One resident stated the situation in these words, “You’re just a piece of garbage.”
Who’s on the case?
Advocacy groups and states are acting on behalf of nursing home patients and the elderly. The patient-advocacy group, California Advocates for Nursing Home Reform, has provided a rationale for the situation.
“Perhaps the main reason for hospital dumping is that it’s highly profitable for nursing homes. Residents who are refused readmission following a hospitalization are almost uniformly Medi-Cal beneficiaries. Replacing a ‘Medi-Cal resident’ with a resident whose stay is covered by Medicare can garner a facility tens of thousands of dollars in additional revenue over the course of a few months.

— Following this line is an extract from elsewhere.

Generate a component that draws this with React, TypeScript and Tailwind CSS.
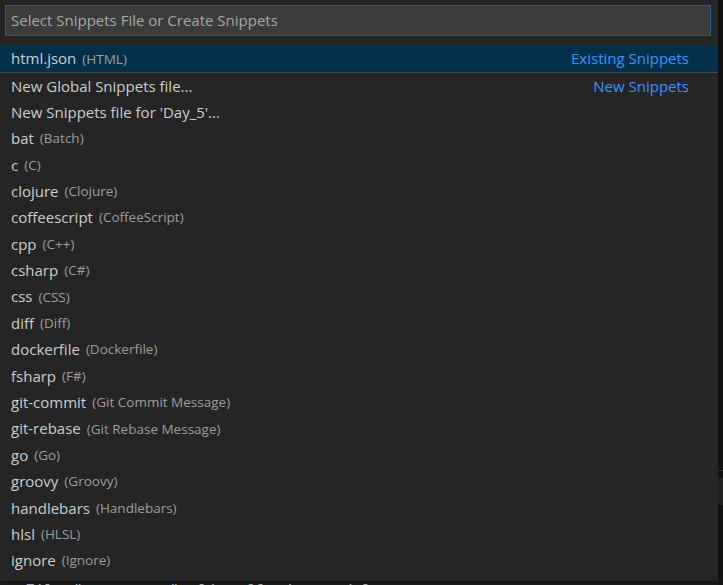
import React from "react";

const rows: [string, string][] = [
  ["bat", "Batch"],
  ["c", "C"],
  ["clojure", "Clojure"],
  ["coffeescript", "CoffeeScript"],
  ["cpp", "C++"],
  ["csharp", "C#"],
  ["css", "CSS"],
  ["diff", "Diff"],
  ["dockerfile", "Dockerfile"],
  ["fsharp", "F#"],
  ["git-commit", "Git Commit Message"],
  ["git-rebase", "Git Rebase Message"],
  ["go", "Go"],
  ["groovy", "Groovy"],
  ["handlebars", "Handlebars"],
  ["hlsl", "HLSL"],
  ["ignore", "Ignore"],
];

function Row({ label, desc, right, selected, border }: { label: string; desc?: string; right?: string; selected?: boolean; border?: boolean }) {
  return (
    <div
      className={
        "flex items-center pl-[11px] pr-[29px] " +
        (selected ? "bg-[#062f4a] h-[27.4px] " : "h-[26.4px] ") +
        (border ? "border-t border-[#3f4a57] " : "")
      }
    >
      <span className="text-[15px] text-[#cccccc] whitespace-pre">{label}</span>
      {desc && <span className="ml-[6px] text-[13.5px] text-[#9d9d9d] whitespace-pre">({desc})</span>}
      {right && <span className="ml-auto text-[15px] text-[#3794ff]">{right}</span>}
    </div>
  );
}

export default function App() {
  return (
    <div
      className="relative w-[723px] h-[585px] overflow-hidden bg-[#161616]"
      style={{ fontFamily: "'Open Sans', 'Noto Sans', sans-serif" }}
    >
      <div className="absolute left-0 top-[579px] w-[718px] h-[10px] bg-[#1e1e1e] overflow-hidden">
        <div
          className="absolute left-[25px] top-[2px] text-[16px] leading-[20px] text-[#bbbbbb] whitespace-pre"
          style={{ fontFamily: "'DejaVu Sans Mono', monospace" }}
        >
          File "manage.py", line 11, in &lt;module&gt;
        </div>
      </div>
      <div className="absolute right-0 top-[470px] w-[5px] h-[1px] bg-[#3a3a3a]" />
      <div className="absolute right-0 top-[478px] w-[5px] h-[27px] bg-[#2a2a2a]" />
      <div className="absolute left-0 top-0 w-[718px] h-[581px] bg-[#252526] shadow-[0_0_8px_rgba(0,0,0,0.6)] flex flex-col">
        <div className="px-[5px] pt-[5px] pr-[7px]">
          <div className="h-[31px] border border-[#0e639c] bg-[#3c3c3c] flex items-center pl-[5px]">
            <span className="text-[15px] text-[#a6a6a6]">Select Snippets File or Create Snippets</span>
          </div>
        </div>
        <div className="mt-[9px] flex flex-col">
          <Row label="html.json" desc="HTML" right="Existing Snippets" selected />
          <Row label="New Global Snippets file..." right="New Snippets" border />
          <Row label="New Snippets file for 'Day_5'..." />
          {rows.map(([l, d]) => (
            <Row key={l} label={l} desc={d} />
          ))}
        </div>
      </div>
    </div>
  );
}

“From the dumped resident’s perspective, they are utterly abandoned, not only losing their home but also their care services and the relationships they may have developed with staff members and other residents. The loss of the nursing home bed eviscerates the resident’s sense of safety, exploiting their vulnerability, and powerlessness. The loss of one’s home, without warning or legal remedy, can cause incalculable upheaval and damage. Residents who are dependent on others for most or all of their care needs are particularly vulnerable to transfer trauma that can send their health spiraling downward and occasionally cause death.

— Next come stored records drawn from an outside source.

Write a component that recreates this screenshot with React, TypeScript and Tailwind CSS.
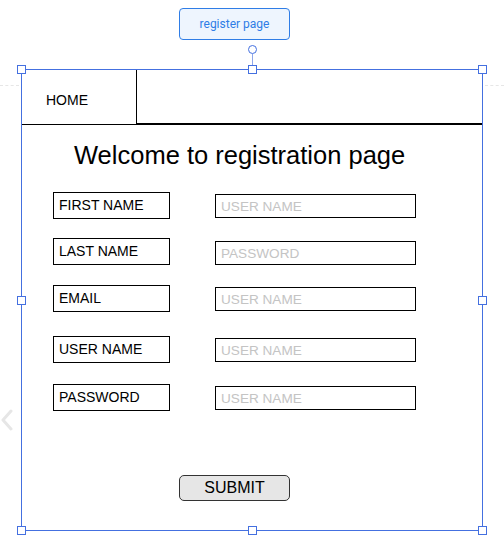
const rows = [
  { label: "FIRST NAME", placeholder: "USER NAME", mt: "mt-[23px]", inputMt: "mt-[2px]" },
  { label: "LAST NAME", placeholder: "PASSWORD", mt: "mt-[19px]", inputMt: "mt-[3px]" },
  { label: "EMAIL", placeholder: "USER NAME", mt: "mt-[20px]", inputMt: "mt-[2px]" },
  { label: "USER NAME", placeholder: "USER NAME", mt: "mt-[24px]", inputMt: "mt-[2px]" },
  { label: "PASSWORD", placeholder: "USER NAME", mt: "mt-[21px]", inputMt: "mt-[2px]" },
];

const handles = [
  "left-[17px] top-[65px]",
  "left-[248px] top-[65px]",
  "left-[478px] top-[65px]",
  "left-[17px] top-[296px]",
  "left-[478px] top-[296px]",
  "left-[17px] top-[526px]",
  "left-[248px] top-[526px]",
  "left-[478px] top-[526px]",
];

export default function App() {
  return (
    <div className="relative w-[504px] h-[557px] overflow-hidden bg-white font-['Liberation_Sans',Arial,sans-serif] text-black">
      {/* canvas guides */}
      <div className="absolute left-0 top-[85px] w-[19px] border-t border-dashed border-[#e6e6e6]" />
      <div className="absolute left-[485px] top-[85px] w-[19px] border-t border-dashed border-[#e6e6e6]" />
      <svg className="absolute left-0 top-[409px]" width="14" height="22" viewBox="0 0 14 22">
        <polyline points="11,2 3,11 11,20" fill="none" stroke="#e6e6e6" strokeWidth="3" strokeLinecap="round" strokeLinejoin="round" />
      </svg>

      {/* frame label */}
      <div className="absolute left-[179px] top-[8px] w-[111px] h-[32px] rounded-[4px] border border-[#2f7de6] bg-[#eef5fe] flex items-center justify-center text-[12px] text-[#2f7de6] font-['Roboto',Arial,sans-serif]">
        register page
      </div>

      {/* the frame */}
      <div className="ml-[21px] mt-[69px] w-[462px] h-[462px] border border-[#4470e0] flex flex-col">
        <div className="flex h-[55px]">
          <div className="w-[115px] border-r border-b border-black flex items-center pl-[24px] pt-[7px] text-[14px]">
            HOME
          </div>
          <div className="flex-1 border-b-2 border-black" />
        </div>

        <div className="ml-[52px] mt-[18px] text-[25.5px] leading-none whitespace-nowrap">
          Welcome to registration page
        </div>

        {rows.map((r) => (
          <div key={r.label} className={`flex items-start ml-[31px] ${r.mt}`}>
            <div className="w-[117px] h-[27px] border border-black pl-[5px] text-[14px] leading-[25px] whitespace-nowrap">
              {r.label}
            </div>
            <input
              readOnly
              placeholder={r.placeholder}
              className={`ml-[45px] ${r.inputMt} w-[201px] h-[24px] border border-black pl-[5px] pt-[2px] text-[13.6px] outline-none placeholder:text-[#c4c4c4]`}
            />
          </div>
        ))}

        <button className="ml-[157px] mt-[64px] w-[111px] h-[26px] rounded-[5px] border border-[#333] bg-[#e6e6e6] text-[16px] leading-none">
          SUBMIT
        </button>
      </div>

      {/* selection handles */}
      <div className="absolute left-[252px] top-[54px] w-px h-[12px] bg-[#8fa6ea]" />
      <div className="absolute left-[248px] top-[45px] w-[9px] h-[9px] rounded-full border border-[#4470e0] bg-white" />
      {handles.map((h) => (
        <div key={h} className={`absolute ${h} w-[9px] h-[9px] border border-[#4470e0] bg-white`} />
      ))}
    </div>
  );
}
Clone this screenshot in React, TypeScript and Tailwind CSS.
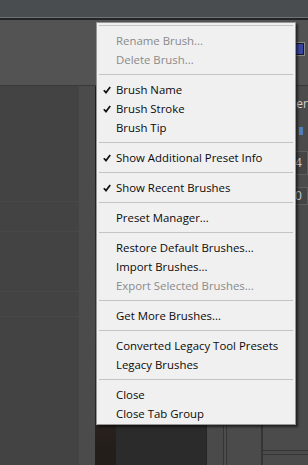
import React from 'react';

type Entry =
  | { kind: 'sep' }
  | { kind: 'item'; label: string; checked?: boolean; disabled?: boolean };

const MENU: Entry[] = [
  { kind: 'item', label: 'Rename Brush...', disabled: true },
  { kind: 'item', label: 'Delete Brush...', disabled: true },
  { kind: 'sep' },
  { kind: 'item', label: 'Brush Name', checked: true },
  { kind: 'item', label: 'Brush Stroke', checked: true },
  { kind: 'item', label: 'Brush Tip' },
  { kind: 'sep' },
  { kind: 'item', label: 'Show Additional Preset Info', checked: true },
  { kind: 'sep' },
  { kind: 'item', label: 'Show Recent Brushes', checked: true },
  { kind: 'sep' },
  { kind: 'item', label: 'Preset Manager...' },
  { kind: 'sep' },
  { kind: 'item', label: 'Restore Default Brushes...' },
  { kind: 'item', label: 'Import Brushes...' },
  { kind: 'item', label: 'Export Selected Brushes...', disabled: true },
  { kind: 'sep' },
  { kind: 'item', label: 'Get More Brushes...' },
  { kind: 'sep' },
  { kind: 'item', label: 'Converted Legacy Tool Presets' },
  { kind: 'item', label: 'Legacy Brushes' },
  { kind: 'sep' },
  { kind: 'item', label: 'Close' },
  { kind: 'item', label: 'Close Tab Group' },
];

const Check = () => (
  <svg width="8" height="8" viewBox="0 0 8 8" className="block">
    <path d="M0.8 4.2 L3 6.6 L7.2 1" fill="none" stroke="#111" strokeWidth="1.7" strokeLinejoin="miter" />
  </svg>
);

const FlyoutMenu: React.FC = () => (
  <div className="absolute left-[96px] top-[22px] w-[200px] bg-[#f0f0f0] border border-[#979797] shadow-[2px_2px_2px_rgba(0,0,0,0.55)] pb-[1px]">
    <div className="h-[8px] pt-[2px] px-[2px]">
      <div className="h-[1px] bg-[#c4c4c4]" />
    </div>
    {MENU.map((entry, i) =>
      entry.kind === 'sep' ? (
        <div key={i} className="h-[11px] pt-[5px] px-[2px]">
          <div className="h-[1px] bg-[#c4c4c4]" />
        </div>
      ) : (
        <div
          key={i}
          className={`h-[19px] flex items-center text-[11.4px] leading-[19px] whitespace-nowrap ${
            entry.disabled ? 'text-[#8a8a8a]' : 'text-[#0a0a0a]'
          }`}
        >
          <div className="w-[19px] shrink-0 flex justify-start pl-[6px]">{entry.checked && <Check />}</div>
          <span>{entry.label}</span>
        </div>
      )
    )}
  </div>
);

const App: React.FC = () => {
  return (
    <div
      className="relative w-[308px] h-[465px] overflow-hidden bg-[#4b4b4b] flex flex-col"
      style={{ fontFamily: '"Open Sans", "Noto Sans", "Liberation Sans", sans-serif' }}
    >
      {/* top app bar */}
      <div className="h-[17px] bg-[#4a4d50]" />
      <div className="h-[1px] bg-[#707376]" />
      <div className="h-[2px] bg-[#242424]" />

      {/* upper strip */}
      <div className="h-[65px] bg-[#535353] flex justify-end items-start">
        <div className="mt-[23px] mr-[4px] w-[11px] h-[12px] bg-[#3a46a0] border border-[#1b1b1b] ring-1 ring-[#8a8a8a]" />
      </div>
      <div className="h-[1px] bg-[#3a3a3a]" />

      {/* lower area */}
      <div className="flex-1 flex">
        <div className="w-[80px] bg-[#434343] flex flex-col">
          <div className="h-[116px] border-b border-[#484848]" />
          <div className="h-[30px] border-b border-[#484848]" />
          <div className="h-[60px] border-b border-[#484848]" />
          <div className="h-[25px] border-b border-[#484848]" />
        </div>
        <div className="w-[16px] bg-[#4b4b4b]" />
        <div className="w-[22px] bg-[#2e2826] bg-[radial-gradient(circle_at_30%_60%,#3d322c_0,#241e1b_60%)]" />
        <div className="w-[91px] bg-[#2b2b2b]" />
        <div className="w-[1px] bg-[#262626]" />
        <div className="w-[16px] bg-[#4a4a4a]" />
        <div className="w-[1px] bg-[#353535]" />
        <div className="w-[2px] bg-[#4d4d4d]" />
        <div className="w-[1px] bg-[#353535]" />
        <div className="w-[35px] bg-[#4b4b4b]" />
        <div className="w-[2px] bg-[#353535]" />
        <div className="flex-1 bg-[#4b4b4b] flex flex-col">
          <div className="h-[25px] pl-[26px] flex items-end text-[12px] leading-[14px] text-[#d6d6d6] whitespace-nowrap">
            per
          </div>
          <div className="mt-[9px] h-[22px] flex items-center">
            <div className="ml-[20px] w-[9px] h-[22px] border border-[#8a8a8a] bg-[#3b3b3b]" />
            <div className="ml-[7px] w-[4px] h-[8px] bg-[#4f7fb5]" />
          </div>
          <div className="mt-[9px] ml-[27px] h-[24px] border border-[#5e5e5e] bg-[#454545] text-[12px] leading-[22px] text-[#c9d2dc] pl-[4px]">
            4
          </div>
          <div className="mt-[12px] ml-[27px] h-[18px] border border-[#5e5e5e] bg-[#454545] text-[12px] leading-[16px] text-[#c9d2dc] pl-[4px]">
            0
          </div>
          <div className="flex-1" />
          <div className="h-[1px] bg-[#353535] mb-[3px]" />
          <div className="h-[1px] bg-[#353535] mb-[10px]" />
        </div>
      </div>

      <FlyoutMenu />
    </div>
  );
};

export default App;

“The illegal dumping of nursing home residents into hospitals is also a tremendous drain on state resources. Residents who needlessly sit in hospitals often spend weeks or even months in residential limbo, while running up an expensive bill paid for by the state.”
The group sponsored AB 1752 (Yamada), the Bed-Hold Protection Act of 2012, which imposes mandatory, daily fines on nursing homes that refuse to readmit residents.
AARP (formerly the American Association of Retired Persons) has also indicated they support changes to protect elderly nursing home residents from illegal evictions, aka, dumping.
“We appreciate that CMS (Centers for Medicare and Medicaid Services) plans to examine and mitigate the illegal discharge — or ‘dumping’ — of residents of federally funded long-term care facilities,” said William Alvarado Rivera, AARP Foundation’s senior vice president for litigation. “We urge CMS — as we have in the past — to use all available enforcement tools at its disposal to ensure that states and facilities comply with the laws that protect vulnerable residents from being involuntarily removed from their homes.”
A burgeoning aging population means there is a growing need for various types of care, whether it be in nursing homes, residential care facilities, or group-home situations. The demand will be great, but the protection of patients’ rights and their dignity cannot be overlooked in the mix. Dumping patients is anathema to all that this country stands for in terms of care of our elderly.
The opportunity for creativity in care and facilities for both the aged, who can no longer care for themselves in their homes or those who have disabilities, should be viewed in a positive light. The light, however, must not shine on only the financial gains but the emotional benefits, as well.